The coat was born out of my stubborness to make it out of the remnant I found which only had around 1,4m, so a lot of problems derived from the fact that I´m scroogy. It´s the smallest size (34/36) and the coat pieces were shortened by 20cm and the sleeves were shortened around 10cm - simply because not enough fabric for more. The front facings also had to be pieced at the bottom.
Neverthless, having such a short coat gave it a more classic feel, so I went with the single welts for pockets. Their construction is rather easy: one large rectangle you place where you want the welt to be and then work from that. My pieces were 13cm long so my hand goes in nicely. I placed it in an angle because the coat would be too short for straight, and I also liked the inclined look better. This way it just looks like it follows the arm natural fold as you slip in your hands. And let me tell you, welts in wool is such a satisfying sew: even with a little bulk which you can´t really escape, it presses beautifully and doesn´t shift like lighter fabrics.
For the pocket bag I used the lining fabric only halfway thru because I wanted the wool to peek when it opened up. It was still a bit long in these pictures but I shortened it already so it stops before the hemline. And now you´re wondering "oh, but how did you shorten it if the coat is finished?". Even if you´re not, I´m telling anyway. My method for attaching the lining includes no hand sewing: I just leave the opening at one of the lining sleeves and once the bottom and front is sewed I work from that sleeve opening to finish off the sleeves. And I haven´t closed it yet because well, who has time for hand sewing?






Because the wool was so thick I choose not to interface. I think it was a mistake and definitely not skipping it again. It would really give the front lapels and the hem a little more structure that fabric thickness, by itself, cannot achieve alone, nor all the pressing.
You might notice the sleeves look a bit wrinkled and it´s not from wear. Because I didn´t want the sleeves to be shorter than they were due to my fabric limitations, there´s only 1cm folded in to give the lining ease and it´s not enough: you see the main fabric needs to go in another cm but I´ll wait for Spring to come and then assume the shorter sleeves. It can bring problems in a long term, making the wool look ugly and marked on those lines and not really lay perfectly straigth as it should.
As for the overall lenght, a few 5cm more would look better. It´s assumedly an oversized coat with the dropped shoulders, but a little more lenght would balance the square look. I decided to go with no closure again, but I did line a botton with the same wool, just still not sure if I wanna do a buttonhole or use a snap inside and make the button decorative.

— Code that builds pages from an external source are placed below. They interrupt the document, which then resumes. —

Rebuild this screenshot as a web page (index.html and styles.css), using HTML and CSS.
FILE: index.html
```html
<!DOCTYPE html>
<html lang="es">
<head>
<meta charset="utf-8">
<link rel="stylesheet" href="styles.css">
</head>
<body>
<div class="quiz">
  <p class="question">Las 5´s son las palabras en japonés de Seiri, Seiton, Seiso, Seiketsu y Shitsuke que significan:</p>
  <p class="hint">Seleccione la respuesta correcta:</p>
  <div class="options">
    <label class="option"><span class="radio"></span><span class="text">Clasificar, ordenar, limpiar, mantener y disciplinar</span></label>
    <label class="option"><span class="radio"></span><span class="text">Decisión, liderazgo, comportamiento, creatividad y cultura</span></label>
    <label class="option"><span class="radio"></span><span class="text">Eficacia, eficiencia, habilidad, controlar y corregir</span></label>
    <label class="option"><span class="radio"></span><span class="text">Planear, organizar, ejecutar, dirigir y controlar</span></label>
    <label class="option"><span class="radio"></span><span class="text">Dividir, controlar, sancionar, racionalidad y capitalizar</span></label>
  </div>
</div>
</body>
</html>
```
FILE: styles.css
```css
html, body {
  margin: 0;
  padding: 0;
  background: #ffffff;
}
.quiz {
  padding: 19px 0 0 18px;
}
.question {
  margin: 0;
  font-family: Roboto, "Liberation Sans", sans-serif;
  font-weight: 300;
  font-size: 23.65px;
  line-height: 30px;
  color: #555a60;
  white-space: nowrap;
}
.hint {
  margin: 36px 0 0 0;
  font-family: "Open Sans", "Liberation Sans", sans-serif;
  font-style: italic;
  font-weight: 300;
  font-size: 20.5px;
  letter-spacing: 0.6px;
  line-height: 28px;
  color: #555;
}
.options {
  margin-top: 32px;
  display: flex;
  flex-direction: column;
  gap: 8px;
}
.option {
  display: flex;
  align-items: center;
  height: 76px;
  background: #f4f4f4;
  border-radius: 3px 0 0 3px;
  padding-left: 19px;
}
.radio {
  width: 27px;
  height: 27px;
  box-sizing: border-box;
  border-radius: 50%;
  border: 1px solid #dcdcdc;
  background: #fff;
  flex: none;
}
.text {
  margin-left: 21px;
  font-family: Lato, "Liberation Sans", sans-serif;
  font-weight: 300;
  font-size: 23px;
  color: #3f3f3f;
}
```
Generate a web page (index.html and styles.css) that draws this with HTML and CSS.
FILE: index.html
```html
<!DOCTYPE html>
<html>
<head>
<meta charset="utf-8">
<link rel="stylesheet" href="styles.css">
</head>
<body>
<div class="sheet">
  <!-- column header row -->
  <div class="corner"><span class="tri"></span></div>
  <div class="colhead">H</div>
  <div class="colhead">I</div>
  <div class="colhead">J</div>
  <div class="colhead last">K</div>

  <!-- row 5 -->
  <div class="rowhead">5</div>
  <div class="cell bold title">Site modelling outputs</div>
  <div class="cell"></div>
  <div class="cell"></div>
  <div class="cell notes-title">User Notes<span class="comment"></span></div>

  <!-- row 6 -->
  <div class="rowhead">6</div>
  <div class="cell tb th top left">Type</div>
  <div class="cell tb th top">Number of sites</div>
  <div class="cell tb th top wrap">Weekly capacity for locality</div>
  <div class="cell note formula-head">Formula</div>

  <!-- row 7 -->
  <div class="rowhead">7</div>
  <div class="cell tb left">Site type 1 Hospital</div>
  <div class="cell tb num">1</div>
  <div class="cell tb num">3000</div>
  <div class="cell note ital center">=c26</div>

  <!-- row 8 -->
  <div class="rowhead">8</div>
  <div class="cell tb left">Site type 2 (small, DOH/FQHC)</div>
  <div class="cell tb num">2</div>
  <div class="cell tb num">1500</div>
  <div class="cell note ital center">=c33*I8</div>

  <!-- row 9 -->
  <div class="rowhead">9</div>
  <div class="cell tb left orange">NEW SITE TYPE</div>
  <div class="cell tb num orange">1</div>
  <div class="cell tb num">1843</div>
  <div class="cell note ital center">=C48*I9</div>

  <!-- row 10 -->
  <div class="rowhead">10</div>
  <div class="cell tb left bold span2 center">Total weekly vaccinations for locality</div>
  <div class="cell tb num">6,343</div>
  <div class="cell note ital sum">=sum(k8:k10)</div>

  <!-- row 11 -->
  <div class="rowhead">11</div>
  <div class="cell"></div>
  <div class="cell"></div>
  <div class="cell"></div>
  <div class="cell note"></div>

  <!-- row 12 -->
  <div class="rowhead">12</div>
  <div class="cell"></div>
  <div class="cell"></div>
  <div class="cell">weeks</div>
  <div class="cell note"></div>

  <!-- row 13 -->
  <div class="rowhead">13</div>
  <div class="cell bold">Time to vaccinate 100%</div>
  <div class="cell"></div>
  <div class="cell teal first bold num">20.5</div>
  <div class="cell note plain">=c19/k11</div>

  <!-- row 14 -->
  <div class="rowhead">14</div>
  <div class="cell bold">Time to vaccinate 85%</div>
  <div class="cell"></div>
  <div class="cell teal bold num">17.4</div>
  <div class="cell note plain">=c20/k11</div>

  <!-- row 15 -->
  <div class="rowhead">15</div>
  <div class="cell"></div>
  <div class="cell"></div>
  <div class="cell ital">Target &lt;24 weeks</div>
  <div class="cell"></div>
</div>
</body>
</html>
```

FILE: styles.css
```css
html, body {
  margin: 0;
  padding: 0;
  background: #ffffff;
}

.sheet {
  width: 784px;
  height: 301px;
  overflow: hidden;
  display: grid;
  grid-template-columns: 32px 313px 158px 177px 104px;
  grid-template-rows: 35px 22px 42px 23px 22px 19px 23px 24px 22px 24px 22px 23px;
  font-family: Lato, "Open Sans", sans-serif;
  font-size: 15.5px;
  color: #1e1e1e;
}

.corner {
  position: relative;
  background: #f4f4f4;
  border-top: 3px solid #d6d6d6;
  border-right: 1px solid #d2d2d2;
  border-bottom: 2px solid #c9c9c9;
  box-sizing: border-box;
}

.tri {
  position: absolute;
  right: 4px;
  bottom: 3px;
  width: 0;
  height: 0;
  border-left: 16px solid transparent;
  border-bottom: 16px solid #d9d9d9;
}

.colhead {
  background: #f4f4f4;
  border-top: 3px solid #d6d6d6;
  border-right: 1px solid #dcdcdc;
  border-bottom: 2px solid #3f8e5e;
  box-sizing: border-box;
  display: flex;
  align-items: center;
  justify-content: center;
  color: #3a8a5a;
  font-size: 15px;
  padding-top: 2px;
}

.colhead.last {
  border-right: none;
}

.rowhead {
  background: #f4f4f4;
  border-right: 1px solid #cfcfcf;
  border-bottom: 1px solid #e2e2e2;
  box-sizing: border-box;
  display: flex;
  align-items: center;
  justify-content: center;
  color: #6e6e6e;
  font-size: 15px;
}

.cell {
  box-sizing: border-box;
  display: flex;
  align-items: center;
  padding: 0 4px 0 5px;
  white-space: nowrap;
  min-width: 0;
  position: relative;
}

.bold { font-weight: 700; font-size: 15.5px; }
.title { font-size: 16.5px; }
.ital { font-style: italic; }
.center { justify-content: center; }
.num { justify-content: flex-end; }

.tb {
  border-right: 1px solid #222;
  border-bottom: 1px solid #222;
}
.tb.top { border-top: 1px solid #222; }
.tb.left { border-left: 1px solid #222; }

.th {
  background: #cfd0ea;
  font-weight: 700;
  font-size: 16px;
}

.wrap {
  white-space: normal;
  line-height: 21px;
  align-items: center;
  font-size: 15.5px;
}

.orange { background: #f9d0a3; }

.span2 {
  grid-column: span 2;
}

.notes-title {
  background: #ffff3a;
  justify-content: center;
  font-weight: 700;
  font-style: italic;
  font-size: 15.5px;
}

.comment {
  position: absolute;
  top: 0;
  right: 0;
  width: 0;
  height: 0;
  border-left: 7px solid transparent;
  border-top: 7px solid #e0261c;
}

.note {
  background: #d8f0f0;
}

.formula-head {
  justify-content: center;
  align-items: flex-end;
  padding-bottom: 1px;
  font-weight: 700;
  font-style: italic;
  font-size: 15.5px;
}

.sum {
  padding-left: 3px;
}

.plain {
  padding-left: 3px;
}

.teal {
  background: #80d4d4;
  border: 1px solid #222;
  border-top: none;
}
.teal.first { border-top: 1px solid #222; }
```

This one will count as my March entry for Project Sew It from Celina´s Petit a Petit and Family. Seriously, it´s easier to make something new than to rescue my failed projects like I had thought, ha!
The pattern itself is full of potential and worth all the beautiful wools one can find. Up next I might try some patch pockets in a longer lenght, but not until next Winter. Or if some gorgeous wool happens to cross the street at the same time as me.

14 comentários

  1. Oh gosh this is stunning and do not in any way look like a project made from not-enough-fabric. I LOVE the changes you made and I LOVE the slanted welt pockets and I LOVE LOVE LOVE that you are now sewing in the lining without hand sewing. yeah yeah yeah!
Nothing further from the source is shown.